With his half- and full-sleeve tattoos, black ear gauges, and a Municipal Waste T-shirt, Heafy looks pretty fuckin’ metal, but he wasn’t always that way. When he joined Trivium, he was a dorky 14-year-old who had never heard of Pantera or Megadeth and played saxophone in his middle school band. Heafy met Smith in 1998, after Trivium’s original singer saw Heafy perform Metallica’s “Four Leaf Clover” at his school talent show, and asked him if he wanted to come to Smith’s house to audition for a guitarist-spot in the then-two-week old band.
“At first, I was kind of unsure because of how young he was,” Smith admits. We’re at a billiards hall now, and he’s just slaughtered Revolver in a game of pool. “He came to my house, and you could tell he was scared as fuck. I guess I intimidated him, but I meant to. It was kind of a test. But once we played, I knew right away this was gonna be the dude.”
Heafy auditioned with Metallica’s “For Whom the Bell Tolls,” and, shortly after, the group played the tune at a battle of the bands at Smith’s high school—and took first place. Right before the performance, however, it looked like the show might not happen. “Matt was really late because he had a concert with his middle school band for all the parents,” says Smith with a smirk. “So he shows up right as we’re supposed to play, and he was a nervous wreck. But it went over really well.”
About a month later, Smith fired the original singer, who wanted the band to sound like Tool, and designated Heafy both singer and guitarist. “I didn’t even know he could sing,” says Smith. “But I saw how hard he worked on guitar, and I figured, If he’s that dedicated at guitar and he does the same thing for his voice, we’re there.”
At the time, there was one major dissenter in Trivium: Heafy. “I was shit scared to sing because I wasn’t even through with puberty yet, and my voice was horrible,” he recalls. “But I was even more scared to say no because Travis was insistent, and he was a lot bigger than me back then.”

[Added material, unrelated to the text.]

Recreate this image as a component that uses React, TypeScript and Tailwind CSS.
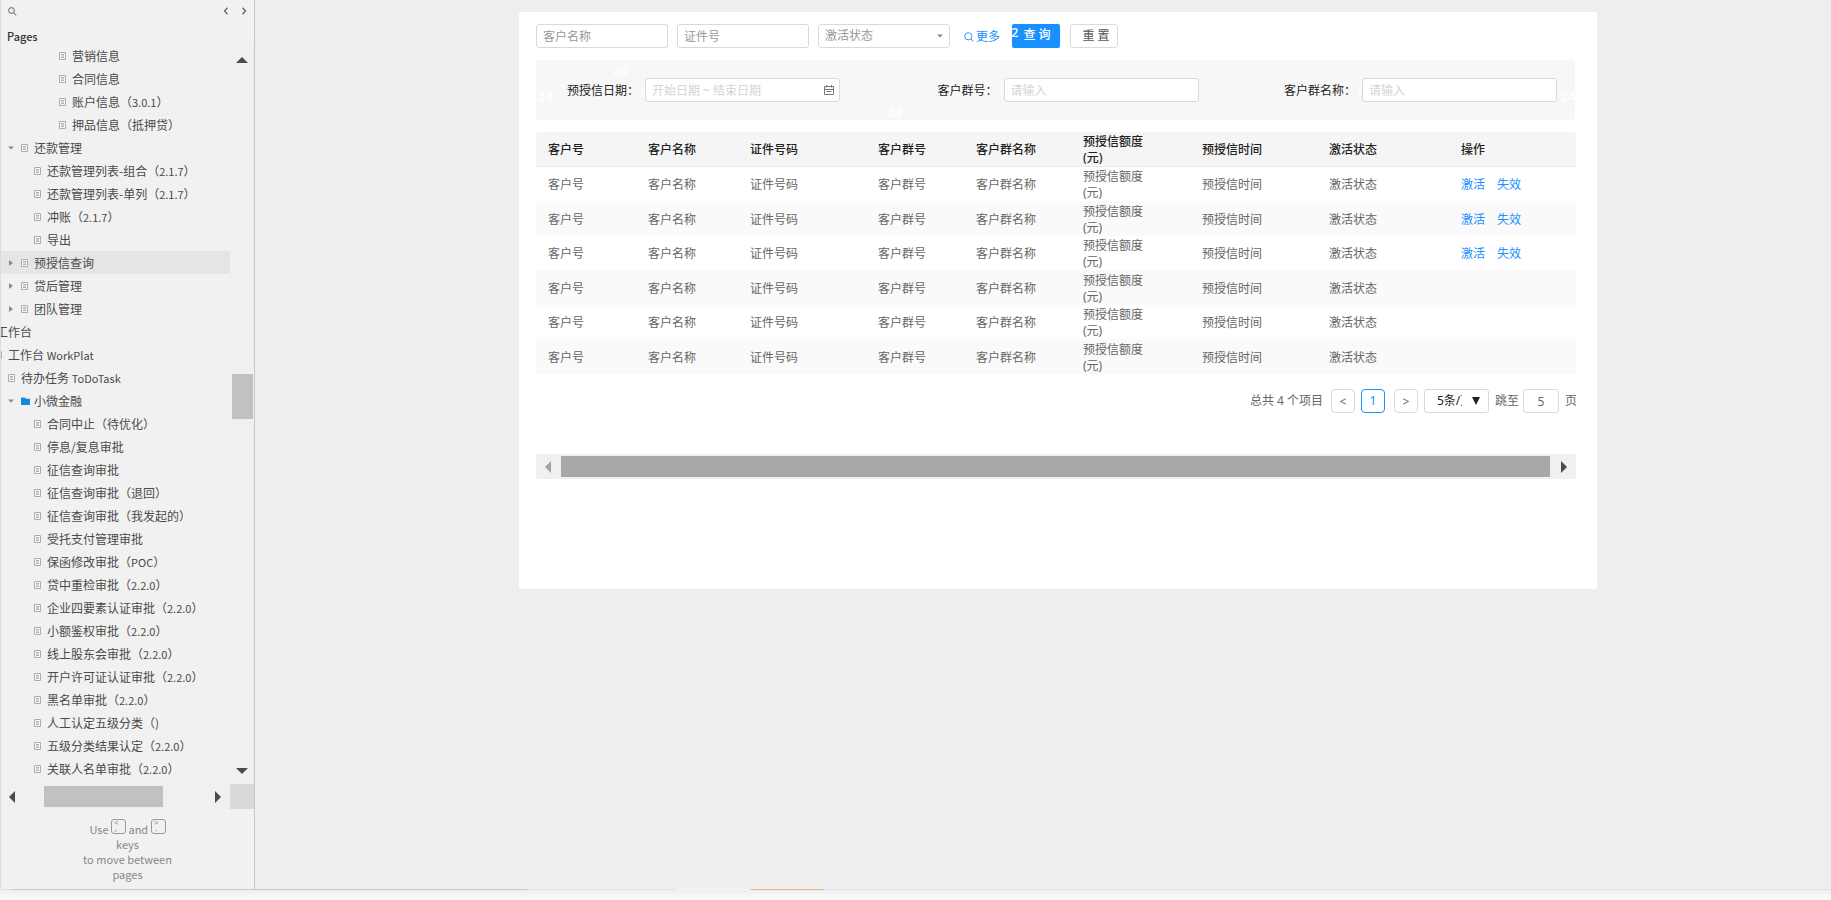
import { clsx } from "clsx";
import { ReactNode } from "react";

type TreeItem = {
  label: string;
  version?: string;
  indent: string;
  arrow?: "open" | "closed";
  icon?: "page" | "folder" | "none";
  active?: boolean;
};

const DEEP = "pl-[58px]";
const CHILD = "pl-[33px]";
const PARENT = "pl-[6px]";

const treeItems: TreeItem[] = [
  { label: "营销信息", indent: DEEP },
  { label: "合同信息", indent: DEEP },
  { label: "账户信息（3.0.1）", indent: DEEP },
  { label: "押品信息（抵押贷）", indent: DEEP },
  { label: "还款管理", indent: PARENT, arrow: "open" },
  { label: "还款管理列表-组合（2.1.7）", indent: CHILD },
  { label: "还款管理列表-单列（2.1.7）", indent: CHILD },
  { label: "冲账（2.1.7）", indent: CHILD },
  { label: "导出", indent: CHILD },
  { label: "预授信查询", indent: PARENT, arrow: "closed", active: true },
  { label: "贷后管理", indent: PARENT, arrow: "closed" },
  { label: "团队管理", indent: PARENT, arrow: "closed" },
  { label: "工作台", indent: "-ml-[5px]", icon: "none" },
  { label: "工作台 WorkPlat", indent: "-ml-[6px]" },
  { label: "待办任务 ToDoTask", indent: "pl-[7px]" },
  { label: "小微金融", indent: PARENT, arrow: "open", icon: "folder" },
  { label: "合同中止（待优化）", indent: CHILD },
  { label: "停息/复息审批", indent: CHILD },
  { label: "征信查询审批", indent: CHILD },
  { label: "征信查询审批（退回）", indent: CHILD },
  { label: "征信查询审批（我发起的）", indent: CHILD },
  { label: "受托支付管理审批", indent: CHILD },
  { label: "保函修改审批（POC）", indent: CHILD },
  { label: "贷中重检审批（2.2.0）", indent: CHILD },
  { label: "企业四要素认证审批（2.2.0）", indent: CHILD },
  { label: "小额鉴权审批（2.2.0）", indent: CHILD },
  { label: "线上股东会审批（2.2.0）", indent: CHILD },
  { label: "开户许可证认证审批（2.2.0）", indent: CHILD },
  { label: "黑名单审批（2.2.0）", indent: CHILD },
  { label: "人工认定五级分类（)", indent: CHILD },
  { label: "五级分类结果认定（2.2.0）", indent: CHILD },
  { label: "关联人名单审批（2.2.0）", indent: CHILD },
];

const columns = [
  { label: "客户号", width: "w-[100px]" },
  { label: "客户名称", width: "w-[102px]" },
  { label: "证件号码", width: "w-[128px]" },
  { label: "客户群号", width: "w-[98px]" },
  { label: "客户群名称", width: "w-[107px]" },
  { label: "预授信额度(元)", width: "w-[119px]" },
  { label: "预授信时间", width: "w-[127px]" },
  { label: "激活状态", width: "w-[132px]" },
];

const rows = [true, true, true, false, false, false];

const arrowPaths = {
  up: "M0 9 6 3l6 6z",
  down: "M0 3h12L6 9z",
  left: "M9 0v12L3 6z",
  right: "M3 0v12l6-6z",
};

function Arrow({ dir, className }: { dir: keyof typeof arrowPaths; className?: string }) {
  return (
    <svg viewBox="0 0 12 12" className={clsx("size-3 shrink-0", className)} fill="currentColor">
      <path d={arrowPaths[dir]} />
    </svg>
  );
}

function PageIcon() {
  return (
    <svg viewBox="0 0 7 8" className="h-2 w-[7px] shrink-0">
      <path d="M.5.5h6v7h-6z" fill="#f7f7f7" stroke="#adadad" />
      <path d="M2 2.5h3M2 4h3M2 5.5h3" stroke="#a0a0a0" strokeWidth="0.8" />
    </svg>
  );
}

function FolderIcon() {
  return (
    <svg viewBox="0 0 9 8" className="h-2 w-[9px] shrink-0" fill="#1489dc">
      <path d="M0 .5h4l1 1.2h4V8H0z" />
    </svg>
  );
}

// Latin runs are set one size down so they sit level with the Chinese text
function Label({ text }: { text: string }) {
  return text.split(/([A-Za-z0-9.]+)/).map((part, i) =>
    i % 2 ? (
      <span key={i} className="text-[11px]">
        {part}
      </span>
    ) : (
      part
    )
  );
}

function TreeRow({ item }: { item: TreeItem }) {
  return (
    <li className={clsx("overflow-hidden", item.active && "bg-[#e5e5e5]")}>
      <a href="#" className={clsx("flex h-[23px] items-center whitespace-nowrap", item.indent)}>
        {item.arrow && (
          <Arrow
            dir={item.arrow === "open" ? "down" : "right"}
            className={clsx("mr-[6px] size-2! text-[#8a8a8a]", item.arrow === "open" ? "scale-75" : "scale-y-75")}
          />
        )}
        {item.icon === "folder" && <FolderIcon />}
        {!item.icon && <PageIcon />}
        <span className={item.icon === "folder" ? "ml-1" : item.icon ? "" : "ml-[6px]"}>
          <Label text={item.label} />
        </span>
      </a>
    </li>
  );
}

function Key({ top, bottom }: { top: string; bottom: string }) {
  return (
    <kbd className="mb-[3px] inline-flex h-[15px] w-[15px] flex-col rounded-[3px] border border-[#999] pl-[2px] text-left align-bottom font-['Liberation_Mono',monospace] text-[8px] leading-[6px]">
      <span>{top}</span>
      <span>{bottom}</span>
    </kbd>
  );
}

function Sidebar() {
  return (
    <aside className="flex w-[255px] shrink-0 flex-col border-x border-[#c8c8c8] border-l-[#dcdcdc] bg-[#f1f1f1] font-['Noto_Sans_CJK_SC',sans-serif] text-xs text-[#4a4a4a]">
      <div className="flex h-[22px] items-center justify-between pr-[6px] pl-[7px] text-[#777]">
        <button aria-label="Search">
          <svg viewBox="0 0 9 9" className="size-[9px]" fill="none" stroke="#888" strokeWidth="1.2">
            <circle cx="3.5" cy="3.5" r="2.8" />
            <path d="m5.7 5.7 2.6 2.6" />
          </svg>
        </button>
        <div className="flex gap-[10px]">
          <button aria-label="Previous page">
            <svg viewBox="0 0 8 8" className="size-2" fill="none" stroke="#666" strokeWidth="1.3">
              <path d="M5.5.8 2.5 4l3 3.2" />
            </svg>
          </button>
          <button aria-label="Next page">
            <svg viewBox="0 0 8 8" className="size-2" fill="none" stroke="#666" strokeWidth="1.3">
              <path d="m2.5.8 3 3.2-3 3.2" />
            </svg>
          </button>
        </div>
      </div>
      <h2 className="h-[22px] pl-[6px] text-[11px] leading-7 font-medium text-[#333]">Pages</h2>
      <div className="flex">
        <ul className="min-w-0 flex-1 pb-1">
          {treeItems.map((item) => (
            <TreeRow key={item.label} item={item} />
          ))}
        </ul>
        <div className="flex w-6 flex-col items-center justify-between bg-[#f0f0f0] pt-[10px] pb-[7px]">
          <button aria-label="Scroll up">
            <Arrow dir="up" />
          </button>
          <div className="-mt-[38px] h-[45px] w-[21px] bg-[#c1c1c1]" />
          <button aria-label="Scroll down">
            <Arrow dir="down" />
          </button>
        </div>
      </div>
      <div className="flex h-[25px] bg-[#f0f0f0]">
        <div className="flex flex-1 items-center justify-between pr-[6px] pl-[5px]">
          <button aria-label="Scroll left">
            <Arrow dir="left" />
          </button>
          <div className="mr-[23px] h-[21px] w-[119px] bg-[#c1c1c1]" />
          <button aria-label="Scroll right">
            <Arrow dir="right" />
          </button>
        </div>
        <div className="w-6 bg-[#dadada]" />
      </div>
      <p className="pt-[10px] text-center text-[11px] leading-[15px] text-[#888]">
        Use <Key top="<" bottom="," /> and <Key top=">" bottom="." />
        <br />
        keys
        <br />
        to move between
        <br />
        pages
      </p>
    </aside>
  );
}

// White spacing numbers left over on the canvas
function Spacing({ className, children }: { className: string; children: ReactNode }) {
  return (
    <span aria-hidden className={clsx("absolute text-[13px] leading-4 font-medium text-white", className)}>
      {children}
    </span>
  );
}

const box = "h-6 rounded-[3px] border border-[#d9d9d9] bg-white";

function Toolbar() {
  return (
    <div className="flex items-center">
      <input aria-label="客户名称" placeholder="客户名称" className={clsx(box, "w-[132px] px-[6px] placeholder:text-[#999]")} />
      <input aria-label="证件号" placeholder="证件号" className={clsx(box, "ml-[9px] w-[132px] px-[6px] placeholder:text-[#999]")} />
      <div className="relative ml-[9px]">
        <select aria-label="激活状态" className={clsx(box, "w-[132px] appearance-none px-[6px] text-[#999]")}>
          <option>激活状态</option>
        </select>
        <Arrow dir="down" className="pointer-events-none absolute top-[9px] right-[7px] size-[6px]! text-[#888]" />
      </div>
      <a href="#" className="ml-[14px] flex items-center gap-[2px] pt-[2px] text-[#1890ff]">
        <svg viewBox="0 0 10 10" className="size-[10px]" fill="none" stroke="currentColor" strokeWidth="0.9">
          <circle cx="4.3" cy="4.3" r="3.6" />
          <path d="m7 7 2.5 2.5" />
        </svg>
        更多
      </a>
      <button className="relative ml-3 h-6 w-12 rounded-[2px] bg-[#1890ff] pb-[2px] pl-[2px] font-medium text-white">
        <Spacing className="top-0 -left-px">2</Spacing>
        查 询
      </button>
      <button className={clsx(box, "ml-[10px] w-12 pl-1 text-[#555]")}>重 置</button>
    </div>
  );
}

function Field({ id, label, placeholder, children }: { id: string; label: string; placeholder: string; children?: ReactNode }) {
  return (
    <div className="relative flex items-center gap-[6px]">
      <label htmlFor={id} className="w-[72px] pt-[2px] text-right whitespace-nowrap text-[#222]">
        {label}：
      </label>
      <Spacing className="top-1 left-[74px]">8</Spacing>
      <input id={id} placeholder={placeholder} className={clsx(box, "relative w-[195px] px-[6px] placeholder:text-[#d4d4d4]")} />
      {children}
    </div>
  );
}

function Filters() {
  return (
    <div className="relative mt-3 mr-px flex h-[60px] items-center justify-between rounded-[3px] bg-[#f7f7f7] pr-[18px] pl-[31px]">
      <Spacing className="top-[2px] left-[77px]">24</Spacing>
      <Spacing className="top-7 left-[2px]">24</Spacing>
      <Spacing className="top-11 left-[351px]">24</Spacing>
      <Spacing className="top-7 right-0">24</Spacing>
      <Field id="credit-date" label="预授信日期" placeholder="开始日期 ~ 结束日期">
        <svg viewBox="0 0 10 10" className="absolute right-[6px] size-[10px]" fill="none" stroke="#777">
          <path d="M.5 1.5h9v8h-9zM.5 4.5h9M2.5 0v2.5M7.5 0v2.5M2.5 6.5h5" />
        </svg>
      </Field>
      <Field id="group-no" label="客户群号" placeholder="请输入" />
      <Field id="group-name" label="客户群名称" placeholder="请输入" />
    </div>
  );
}

function CreditTable() {
  return (
    <table className="mt-3 w-full table-fixed border-separate border-spacing-0 overflow-hidden rounded-t-[3px] text-left leading-4">
      <thead className="bg-[#f5f5f5] text-[#222]">
        <tr className="h-[35px]">
          {columns.map((col) => (
            <th key={col.label} className={clsx("border-b border-[#e8e8e8] pt-[2px] pb-0 pr-[46px] pl-3 font-medium", col.width, col.label.length < 7 && "pr-0! whitespace-nowrap")}>
              {col.label}
            </th>
          ))}
          <th className="border-b border-[#e8e8e8] pt-[2px] pl-3 font-medium">操作</th>
        </tr>
      </thead>
      <tbody className="text-[#666]">
        {rows.map((hasActions, i) => (
          <tr key={i} className="h-[34px] even:h-[35px] even:bg-[#fafafa]">
            {columns.map((col) => (
              <td key={col.label} className={clsx("pt-[2px] pb-0 pr-[46px] pl-3", col.label.length < 7 && "pr-0! whitespace-nowrap")}>
                {col.label}
              </td>
            ))}
            <td className="pt-[2px] pl-3 text-[#1890ff]">
              {hasActions && (
                <div className="flex gap-3">
                  <a href="#">激活</a>
                  <a href="#">失效</a>
                </div>
              )}
            </td>
          </tr>
        ))}
      </tbody>
    </table>
  );
}

const pager = "h-6 w-6 rounded-[4px] border bg-white";

function Pagination() {
  return (
    <div className="mt-[15px] flex items-center justify-end text-[#666]">
      <span className="mr-2">总共 4 个项目</span>
      <button className={clsx(pager, "border-[#d9d9d9] pt-[2px]")}>&lt;</button>
      <button className={clsx(pager, "ml-[6px] border-[#1890ff] text-[#1890ff]")}>1</button>
      <button className={clsx(pager, "ml-[9px] border-[#d9d9d9] pt-[2px]")}>&gt;</button>
      <div className="relative ml-[6px]">
        <select aria-label="每页条数" className={clsx(box, "w-[65px] appearance-none pr-[26px] pl-3 text-[#222]")}>
          <option>5条/页</option>
        </select>
        <svg viewBox="0 0 8 8" className="pointer-events-none absolute top-2 right-[9px] size-2" fill="#222">
          <path d="M0 0h8L4 8z" />
        </svg>
      </div>
      <label htmlFor="jump" className="ml-[6px]">
        跳至
      </label>
      <input id="jump" defaultValue="5" className={clsx(box, "mr-[6px] ml-1 w-9 text-center")} />
      <span className="w-[11px] overflow-hidden">页</span>
    </div>
  );
}

function HorizontalScroll() {
  return (
    <div className="mt-[41px] flex h-[25px] items-center bg-[#f0f0f0]">
      <button aria-label="Scroll left" className="flex w-[25px] pl-[6px] text-[#a3a3a3]">
        <Arrow dir="left" />
      </button>
      <div className="h-[21px] flex-1 bg-[#a8a8a8]" />
      <button aria-label="Scroll right" className="flex w-[26px] pl-2 text-[#4a4a4a]">
        <Arrow dir="right" />
      </button>
    </div>
  );
}

export default function App() {
  return (
    <div className="flex min-h-screen flex-col bg-[#eeeeee]">
      <div className="flex flex-1">
        <Sidebar />
        <main className="min-w-0 flex-1 pt-3 pr-[234px] pl-[264px] font-['Noto_Sans','Noto_Sans_CJK_SC',sans-serif] text-xs">
          <section className="rounded-[2px] bg-white pt-3 pr-[21px] pb-[110px] pl-[17px]">
            <Toolbar />
            <Filters />
            <CreditTable />
            <Pagination />
            <HorizontalScroll />
          </section>
        </main>
      </div>
      <footer>
        <div className="flex h-px bg-[#dde5ea]">
          <div className="ml-[11px] w-[516px] bg-[#c8c8c8]" />
          <div className="ml-[149px] w-[73px] bg-[#f3f5f7]" />
          <div className="ml-[2px] w-[73px] bg-[#f3b27c]" />
        </div>
        <div className="h-[10px] bg-linear-to-b from-[#eceef0] to-[#fcfdff]" />
      </footer>
    </div>
  );
}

With Heafy screeching, Trivium started playing thrash covers at tiny bars. Then they wrote some originals, recorded their first demo with Suecof, and sent the disc to a bunch of labels. In early 2000, after going through a couple of bassists, they heard back from Germany’s Lifeforce Records, which wanted to sign them but needed a record right away. So Heafy threw together some more songs, and the band made their hit-and-miss debut, Ember to Inferno, as a trio with bassist Brent Young and Suecof producing. Realizing they needed a second guitarist to generate enough power live, they placed an ad on their website. Beaulieu was the first to respond.
“Corey used to come to our shows, and I always thought he was a goofball, so I wouldn’t talk to him,” says Smith. “Then he shows up at Matt’s to audition, and I’m like, ‘No fucking way. Not this dude.’ But Matt convinced me to let him play, and he totally ripped it up.”
Around that time, Monte Connor, senior vice president of A&R at Roadrunner, heard Ember’s “If I Could Collapse the Masses” on a magazine sampler, but while he liked the song, he wasn’t quite convinced. Then he got Trivium’s next demo, and all doubts disappeared—Trivium found themselves with a Roadrunner contract. Everyone was stoked except for Young, who quit because he didn’t want to be in a full-time band. Suecof had been working on a side project with Gregoletto and recommended him. Thus, Trivium’s lineup was secured.
“It worked out perfectly,” says Gregoletto. “I stayed with them a week, learned a bunch of stuff, then headed right out with Machine Head. It was like a trial by fire.”
After the tour, Trivium returned to the studio to record Ascendancy. Soon after its release, the bandmates began to garner critical raves and started partying heavily to celebrate their incipient success. Then, after nearly killing himself one night goofing around, Heafy decided to sober up.
“A good friend of Corey’s invited us to stay at his house, and I got all screwed up and did a back flip off the kid’s couch into a glass table,” Heafy says. “It was kind of a wakeup call. Now, I run in the morning, exercise in the afternoon, and eat healthy. And I think the shows are much better because of that.”
When they realized Heafy was serious about his health, the rest of the band vowed to play all of their shows sober, and Trivium were back in business. U.K. stardom followed, including a slot at the sold-out Download festival in front of 80,000 people. But as Trivium get ready to head back to Europe in December to open for Iron Maiden, Heafy’s got one big problem. Now that he’s becoming a celebrity, he’s getting recognized everywhere he goes.
“Even in airports, we can’t walk around,” he complains, before heading back to his hotel for the evening. “When we go to Europe now, we have to have security. And it really sucks.”
Call it a minor hiccup in the Trivium master plan. After all, when your goal is to follow in the footsteps of Metallica, sooner or later, you’re gonna lose your anonymity.
“We’ve had the same ambition since the day we began,” Heavy says. “And that’s to be the biggest band we can be—hopefully, the biggest in the world.”
He stops for a moment to consider the implications. “If that means getting recognized everywhere I go, I guess I can live with that.”